__Data excerpt__
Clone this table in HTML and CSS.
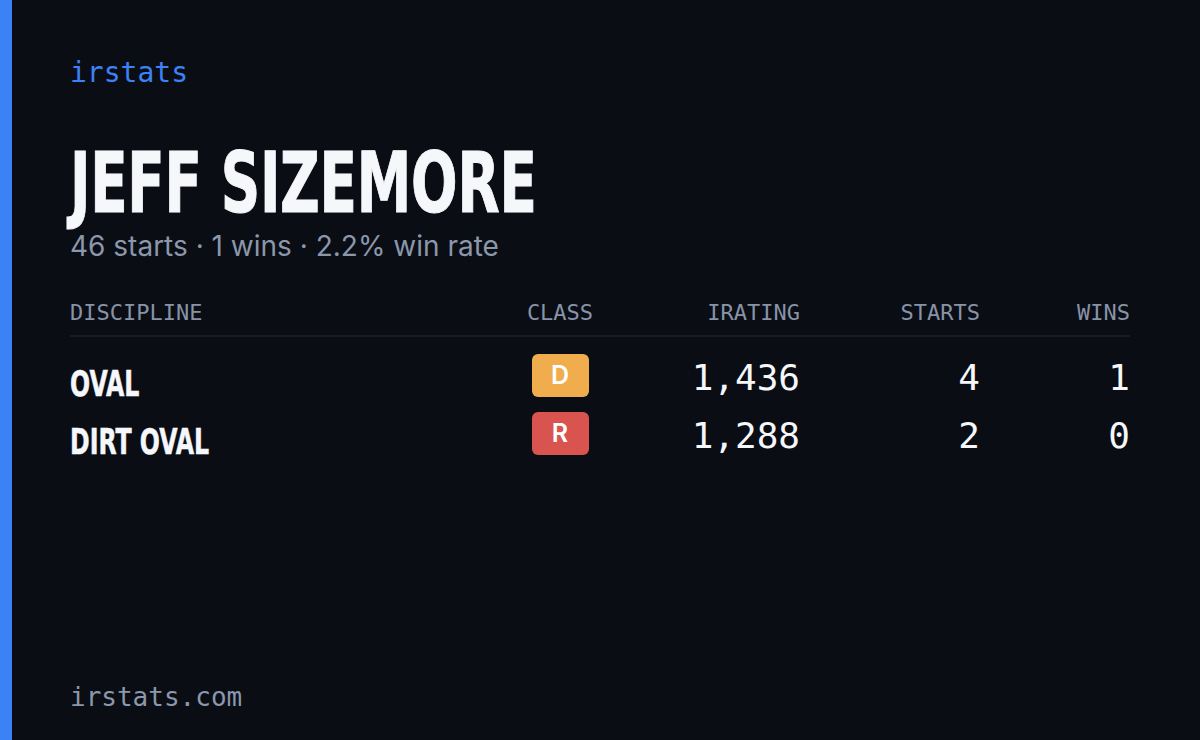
FILE: index.html
```html
<!DOCTYPE html>
<html>
<head>
<meta charset="utf-8">
<link rel="stylesheet" href="styles.css">
</head>
<body>
<div class="card">
  <div class="accent"></div>
  <div class="content">
    <div class="brand">irstats</div>
    <h1 class="name"><span class="cond">JEFF SIZEMORE</span></h1>
    <div class="summary">46 starts · 1 wins · 2.2% win rate</div>
    <div class="table">
      <div class="row head">
        <div class="c-disc">DISCIPLINE</div>
        <div class="c-class">CLASS</div>
        <div class="c-num">IRATING</div>
        <div class="c-num">STARTS</div>
        <div class="c-num">WINS</div>
      </div>
      <div class="row body">
        <div class="c-disc disc"><span class="cond">OVAL</span></div>
        <div class="c-class"><span class="badge badge-d">D</span></div>
        <div class="c-num num">1,436</div>
        <div class="c-num num">4</div>
        <div class="c-num num">1</div>
      </div>
      <div class="row body">
        <div class="c-disc disc"><span class="cond">DIRT OVAL</span></div>
        <div class="c-class"><span class="badge badge-r">R</span></div>
        <div class="c-num num">1,288</div>
        <div class="c-num num">2</div>
        <div class="c-num num">0</div>
      </div>
    </div>
    <div class="spacer"></div>
    <div class="footer">irstats.com</div>
  </div>
</div>
</body>
</html>
```

FILE: styles.css
```css
html, body {
  margin: 0;
  padding: 0;
  background: #0a0d14;
}
.card {
  width: 1200px;
  height: 740px;
  display: flex;
  background: #0a0d14;
  overflow: hidden;
}
.accent {
  width: 12px;
  flex: none;
  background: #3b82f6;
}
.content {
  flex: 1;
  display: flex;
  flex-direction: column;
  padding: 56px 70px 26px 58px;
}
.brand {
  font-family: "DejaVu Sans Mono", monospace;
  font-size: 28px;
  line-height: 34px;
  color: #3b82f6;
}
.cond {
  display: inline-block;
  transform: scaleX(0.725);
  transform-origin: left center;
  white-space: nowrap;
}
.name {
  margin: 58px 0 0 0;
  font-family: "DejaVu Sans Condensed", "DejaVu Sans", sans-serif;
  font-weight: 700;
  font-size: 84px;
  line-height: 70px;
  color: #f5f7fb;
  letter-spacing: -0.3px;
  -webkit-text-stroke: 1px #f5f7fb;
}
.summary {
  margin-top: 12px;
  font-family: Inter, "Noto Sans", sans-serif;
  font-size: 28px;
  line-height: 32px;
  color: #8b97ab;
  letter-spacing: 0px;
}
.table {
  margin-top: 37px;
  display: flex;
  flex-direction: column;
}
.row {
  display: grid;
  grid-template-columns: 1fr 120px 180px 180px 150px;
  align-items: center;
}
.head {
  font-family: "DejaVu Sans Mono", monospace;
  font-size: 22px;
  line-height: 28px;
  color: #8793a7;
  padding-bottom: 8px;
  border-bottom: 2px solid #161b26;
  margin-bottom: 9px;
}
.body {
  height: 58px;
}
.c-class { text-align: center; }
.c-num { text-align: right; }
.disc {
  font-family: "DejaVu Sans Condensed", "DejaVu Sans", sans-serif;
  font-weight: 700;
  font-size: 36px;
  color: #f5f7fb;
  padding-top: 16px;
  -webkit-text-stroke: 0.5px #f5f7fb;
}
.disc .cond { transform: scaleX(0.73); }
.num {
  font-family: "DejaVu Sans Mono", monospace;
  font-size: 36px;
  color: #f5f7fb;
  padding-top: 4px;
}
.badge {
  display: inline-flex;
  align-items: center;
  justify-content: center;
  width: 57px;
  height: 43px;
  border-radius: 6px;
  font-family: Inter, "Noto Sans", sans-serif;
  font-weight: 600;
  font-size: 25px;
  color: #ffffff;
}
.badge-d { background: #efad4e; }
.badge-r { background: #d9534f; }
.spacer { flex: 1; }
.footer {
  font-family: "DejaVu Sans Mono", monospace;
  font-size: 26px;
  line-height: 34px;
  color: #8b97ab;
}
```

__Task requirements__
Report the number of lines that contain "table", with no other words.

__Result of the task__
3